AXES RESEARCH was evaluated by academics and journalists and was met with enthusiasm and deemed very useful. Segment identification, the videocutter editing tool, and personalisation were most appreciated. Suggestions for an improved user interface and more search transparency are taken into consideration for the next development phase and enhancements will be incorporated in the final prototype, AXES HOME, specifically designed and developed for and to be tested by the home users. In addition to regular end-user testing, the major parts of the underlying systems or individual components, for example event detection, also took part in benchmark evaluations, such as in the TrecVid (video retrieval evaluation workshop), MediaEval (multimedia benchmark evaluations), and THUMOS (large scale action recognition challenge). In all cases, the AXES team achieved excellent results (e.g. first place in THUMOS action recognition and TrecVid Multimodal event detection).

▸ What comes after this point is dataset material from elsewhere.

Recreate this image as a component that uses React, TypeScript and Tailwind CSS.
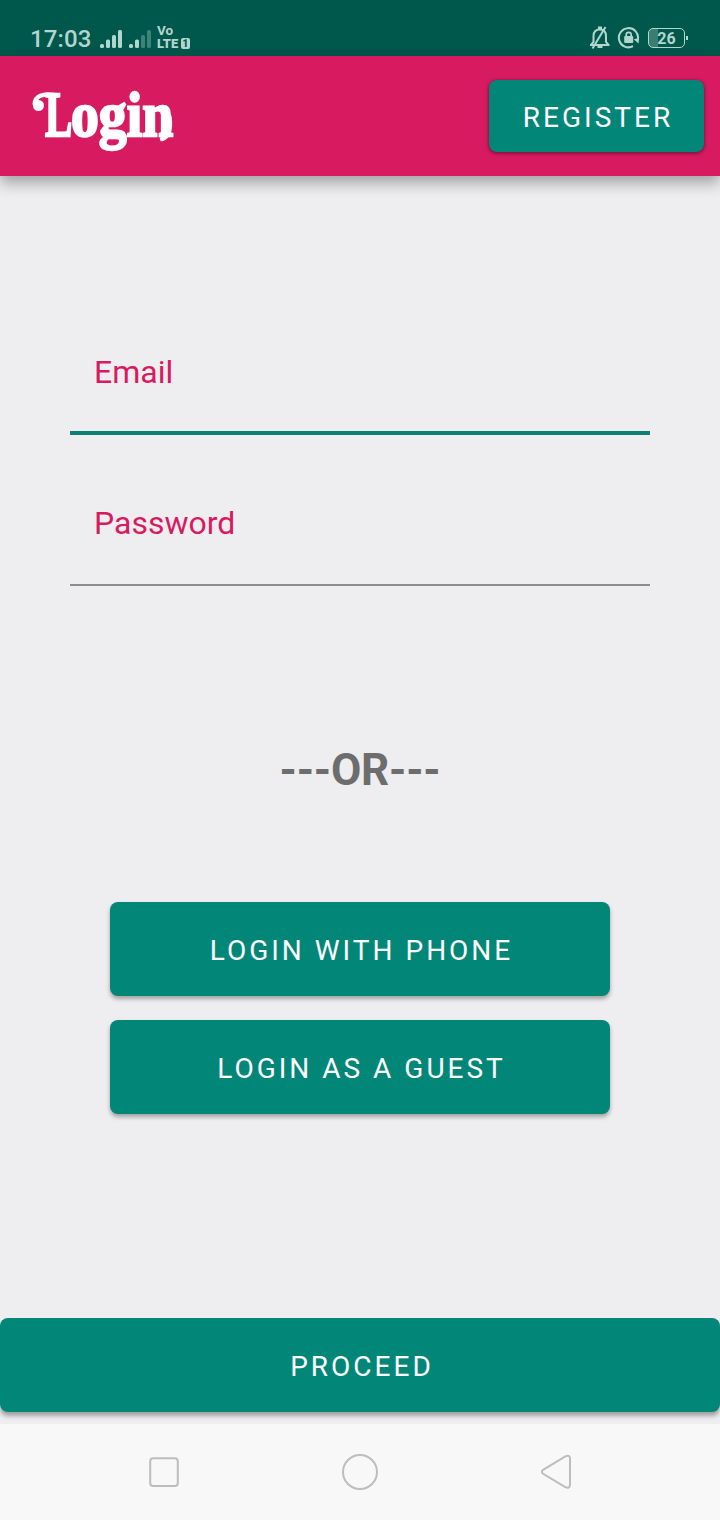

The AXES system was successfully implemented at three different locations, i.e. first at the integrator’s site (Airbus Defence and Aerospace, Paris), and subsequently at two user partners’: the Netherlands Institute for Sound and Vision (in Hilversum), and the BBC (in London). Deployment at the user partners’ sites proved local installation is feasible, and showed flexibility and adaptability, as well as allowing user partners to actually try, use, and demonstrate it in their own environment.
In parallel to the development of the AXES- RESEARCH system, we started preparing the AXES-HOME system. This system is specifically geared towards the home user, with some special features such as tablet use and novel recommendation features.
Based on feedback from user surveys, a first mockup of the AXES-HOME system has been developed (see screenshot), and research on how to make this happen is ongoing.